● TASK TO CARRY OUT: Review the material and extract every line in which the word "this" occurs.

━━━━━ DATA SHOWN ━━━━━

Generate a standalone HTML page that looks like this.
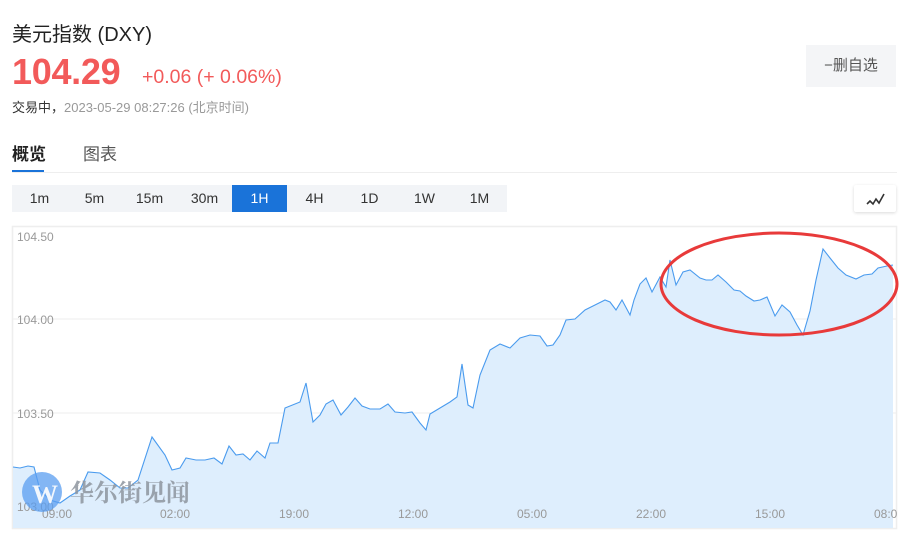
<!DOCTYPE html>
<html><head><meta charset="utf-8">
<style>
*{margin:0;padding:0;box-sizing:border-box}
body{width:911px;height:537px;background:#fff;font-family:"Liberation Sans","Noto Sans CJK SC",sans-serif;position:relative;overflow:hidden;color:#333}
.a{position:absolute;white-space:nowrap}
.tb{position:absolute;top:185px;height:27px;width:55px;background:#f2f4f7;font-size:14px;color:#333;text-align:center;line-height:27px}
</style></head><body>
<div class="a" style="left:12px;top:18px;font-size:20px;color:#222">美元指数 (DXY)</div>
<div class="a" style="left:12px;top:51px;font-size:36px;font-weight:bold;color:#f25a5a;letter-spacing:-0.3px">104.29</div>
<div class="a" style="left:142px;top:66px;font-size:19.5px;color:#f25a5a">+0.06 (+ 0.06%)</div>
<div class="a" style="left:12px;top:97px;font-size:13px;color:#333">交易中，<span style="color:#999">2023-05-29 08:27:26 (北京时间)</span></div>
<div class="a" style="left:806px;top:45px;width:90px;height:42px;background:#f4f5f7;font-size:15px;color:#555;text-align:center;line-height:42px">−删自选</div>
<div class="a" style="left:12px;top:140px;font-size:17px;font-weight:bold;color:#222">概览</div>
<div class="a" style="left:83px;top:140px;font-size:17px;color:#555">图表</div>
<div class="a" style="left:12px;top:170px;width:32px;height:3px;background:#1a73d9"></div>
<div class="a" style="left:12px;top:172px;width:885px;height:1px;background:#eee"></div>
<div class="tb" style="left:12px">1m</div>
<div class="tb" style="left:67px">5m</div>
<div class="tb" style="left:122px">15m</div>
<div class="tb" style="left:177px">30m</div>
<div class="tb" style="left:232px;background:#1a73d9;color:#fff">1H</div>
<div class="tb" style="left:287px">4H</div>
<div class="tb" style="left:342px">1D</div>
<div class="tb" style="left:397px">1W</div>
<div class="tb" style="left:452px">1M</div>
<div class="a" style="left:854px;top:185px;width:42px;height:27px;background:#fff;box-shadow:0 1px 3px rgba(0,0,0,.15);border-radius:2px">
<svg width="42" height="27"><polyline points="13,19 16,16 19,19 22,14 25,18 30,9" fill="none" stroke="#333" stroke-width="1.6"/></svg></div>
<svg class="a" style="left:0;top:0" width="911" height="537">
<defs><clipPath id="c"><rect x="12" y="226" width="885" height="303"/></clipPath></defs>
<rect x="12.5" y="226.5" width="884" height="302" fill="none" stroke="#eee" stroke-width="1.5"/>
<line x1="12" y1="319" x2="896" y2="319" stroke="#eee"/>
<line x1="12" y1="413" x2="896" y2="413" stroke="#eee"/>
<polygon fill="#deeefd" points="13,528 13,467 20,468 28,466 34,467 40,490 50,500 60,503 70,496 80,490 88,472 100,473 110,480 120,488 128,488 138,480 152,437 165,455 172,470 180,468 186,458 196,460 205,460 214,458 222,464 229,446 236,455 243,454 250,460 257,451 265,458 270,443 278,443 285,408 300,402 306,383 313,422 320,415 326,404 333,400 341,415 348,407 355,398 362,406 370,409 380,409 388,404 395,412 405,413 412,412 420,423 426,430 430,414 440,408 450,402 457,397 462,364 468,405 473,408 480,375 490,350 500,344 510,348 520,338 530,335 540,336 547,346 553,345 560,335 566,320 575,319 585,310 595,305 605,300 610,302 616,310 622,300 630,315 634,300 640,284 646,278 652,292 660,277 666,287 670,260 676,285 683,272 690,270 700,278 706,280 712,280 718,275 726,282 734,290 740,291 746,296 754,301 760,300 767,297 775,316 782,305 790,312 797,325 803,335 810,311 816,280 823,249 830,258 838,268 846,275 856,279 864,275 872,274 878,268 887,266 893,265 893,528"/>
<polyline fill="none" stroke="#4a9bee" stroke-width="1.1" points="13,467 20,468 28,466 34,467 40,490 50,500 60,503 70,496 80,490 88,472 100,473 110,480 120,488 128,488 138,480 152,437 165,455 172,470 180,468 186,458 196,460 205,460 214,458 222,464 229,446 236,455 243,454 250,460 257,451 265,458 270,443 278,443 285,408 300,402 306,383 313,422 320,415 326,404 333,400 341,415 348,407 355,398 362,406 370,409 380,409 388,404 395,412 405,413 412,412 420,423 426,430 430,414 440,408 450,402 457,397 462,364 468,405 473,408 480,375 490,350 500,344 510,348 520,338 530,335 540,336 547,346 553,345 560,335 566,320 575,319 585,310 595,305 605,300 610,302 616,310 622,300 630,315 634,300 640,284 646,278 652,292 660,277 666,287 670,260 676,285 683,272 690,270 700,278 706,280 712,280 718,275 726,282 734,290 740,291 746,296 754,301 760,300 767,297 775,316 782,305 790,312 797,325 803,335 810,311 816,280 823,249 830,258 838,268 846,275 856,279 864,275 872,274 878,268 887,266 893,265"/>
<g font-family="Liberation Sans,sans-serif" font-size="12" fill="#999" clip-path="url(#c)">
<text x="17" y="241">104.50</text><text x="17" y="324">104.00</text><text x="17" y="418">103.50</text><text x="17" y="511">103.00</text>
<text x="42" y="518">09:00</text><text x="160" y="518">02:00</text><text x="279" y="518">19:00</text><text x="398" y="518">12:00</text><text x="517" y="518">05:00</text><text x="636" y="518">22:00</text><text x="755" y="518">15:00</text><text x="874" y="518">08:00</text>
</g>
<circle cx="42" cy="492" r="20" fill="#5a9ef0" opacity="0.75"/>
<text x="32" y="503" font-family="Liberation Serif,serif" font-size="26" font-weight="bold" fill="#fff" opacity="0.9">W</text>
<text x="70" y="501" font-family="Noto Serif CJK SC,serif" font-size="24" font-weight="bold" fill="#8e959e" opacity="0.85">华尔街见闻</text>
<ellipse cx="779" cy="284" rx="118" ry="51" fill="none" stroke="#e83a3a" stroke-width="3"/>
</svg>
</body></html>
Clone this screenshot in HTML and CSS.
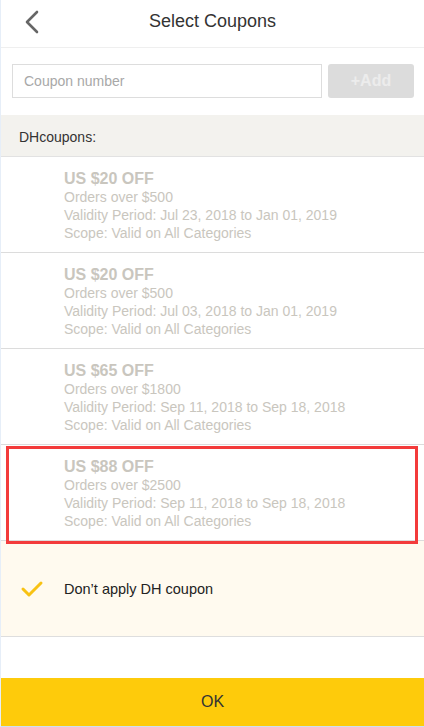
FILE: index.html
```html
<!DOCTYPE html>
<html>
<head>
<meta charset="utf-8">
<link rel="stylesheet" href="styles.css">
</head>
<body>
<div class="page">
  <header class="topbar">
    <svg class="back" width="16" height="24" viewBox="0 0 16 24"><path d="M13 2 L3 12 L13 22" fill="none" stroke="#666" stroke-width="2.6" stroke-linecap="round" stroke-linejoin="round"/></svg>
    <h1 class="title">Select Coupons</h1>
  </header>
  <div class="addrow">
    <input class="code" type="text" placeholder="Coupon number">
    <button class="add">+Add</button>
  </div>
  <div class="section">DHcoupons:</div>
  <ul class="list">
    <li class="coupon">
      <div class="amt">US $20 OFF</div>
      <div class="line">Orders over $500</div>
      <div class="line">Validity Period: Jul 23, 2018 to Jan 01, 2019</div>
      <div class="line">Scope: Valid on All Categories</div>
    </li>
    <li class="coupon">
      <div class="amt">US $20 OFF</div>
      <div class="line">Orders over $500</div>
      <div class="line">Validity Period: Jul 03, 2018 to Jan 01, 2019</div>
      <div class="line">Scope: Valid on All Categories</div>
    </li>
    <li class="coupon">
      <div class="amt">US $65 OFF</div>
      <div class="line">Orders over $1800</div>
      <div class="line">Validity Period: Sep 11, 2018 to Sep 18, 2018</div>
      <div class="line">Scope: Valid on All Categories</div>
    </li>
    <li class="coupon marked">
      <div class="amt">US $88 OFF</div>
      <div class="line">Orders over $2500</div>
      <div class="line">Validity Period: Sep 11, 2018 to Sep 18, 2018</div>
      <div class="line">Scope: Valid on All Categories</div>
    </li>
  </ul>
  <div class="noapply">
    <svg class="check" width="24" height="20" viewBox="0 0 24 20"><path d="M3 10 L9 16 L21 4" fill="none" stroke="#f8c214" stroke-width="3" stroke-linecap="round" stroke-linejoin="round"/></svg>
    <span>Don’t apply DH coupon</span>
  </div>
  <div class="spacer"></div>
  <button class="ok">OK</button>
</div>
</body>
</html>
```
FILE: styles.css
```css
* { box-sizing: border-box; }
html, body { margin: 0; padding: 0; }
body {
  font-family: "Liberation Sans", Arial, sans-serif;
  background: #fff;
  width: 424px;
  height: 727px;
  overflow: hidden;
}
.page {
  height: 727px;
  display: flex;
  flex-direction: column;
  border-left: 1px solid #e6eef8;
  border-bottom: 1px solid #cfe0f2;
}
.topbar {
  height: 48px;
  flex: none;
  display: flex;
  align-items: center;
  justify-content: center;
  position: relative;
  border-bottom: 1px solid #efefef;
  padding-bottom: 4px;
}
.back { position: absolute; left: 23px; top: 10px; }
.title {
  margin: 0;
  font-size: 18px;
  font-weight: normal;
  color: #333;
}
.addrow {
  display: flex;
  gap: 6px;
  padding: 16px 10px 17px 11px;
  flex: none;
}
.code {
  flex: 1;
  height: 34px;
  border: 1px solid #ddd;
  border-radius: 0;
  padding: 0 11px;
  font-family: inherit;
  font-size: 14px;
  color: #333;
  outline: none;
}
.code::placeholder { color: #a8a8a8; }
.add {
  width: 86px;
  height: 34px;
  border: none;
  border-radius: 3px;
  background: #dcdcdc;
  color: #ececec;
  font-family: inherit;
  font-size: 16px;
  font-weight: bold;
}
.section {
  background: #f3f2ee;
  height: 42px;
  flex: none;
  display: flex;
  align-items: center;
  padding: 3px 0 0 18px;
  font-size: 14px;
  color: #333;
  border-bottom: 1px solid #e2e2e2;
}
.list { list-style: none; margin: 0; padding: 0; flex: none; }
.coupon {
  height: 96px;
  border-bottom: 1px solid #dcdcdc;
  padding: 12px 0 0 63px;
  color: #c9c6be;
}
.coupon.marked { position: relative; }
.coupon.marked::after {
  content: "";
  position: absolute;
  left: 5px;
  top: 1px;
  width: 406px;
  height: 92px;
  border: 3px solid #f33b3b;
}
.amt {
  font-size: 16px;
  font-weight: bold;
  line-height: 19px;
}
.line {
  font-size: 14px;
  line-height: 18px;
}
.noapply {
  height: 96px;
  flex: none;
  background: #fffaef;
  border-bottom: 1px solid #dedede;
  display: flex;
  align-items: center;
  padding-left: 19px;
  gap: 20px;
  font-size: 14.5px;
  color: #222;
}
.spacer { flex: 1; }
.ok {
  flex: none;
  height: 48px;
  border: none;
  background: #fecb0b;
  font-family: inherit;
  font-size: 16px;
  color: #333;
  width: 100%;
}
```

━━━━━

● FINAL ANSWER:
Generate a standalone HTML page that looks like this.
Clone this screenshot in HTML and CSS.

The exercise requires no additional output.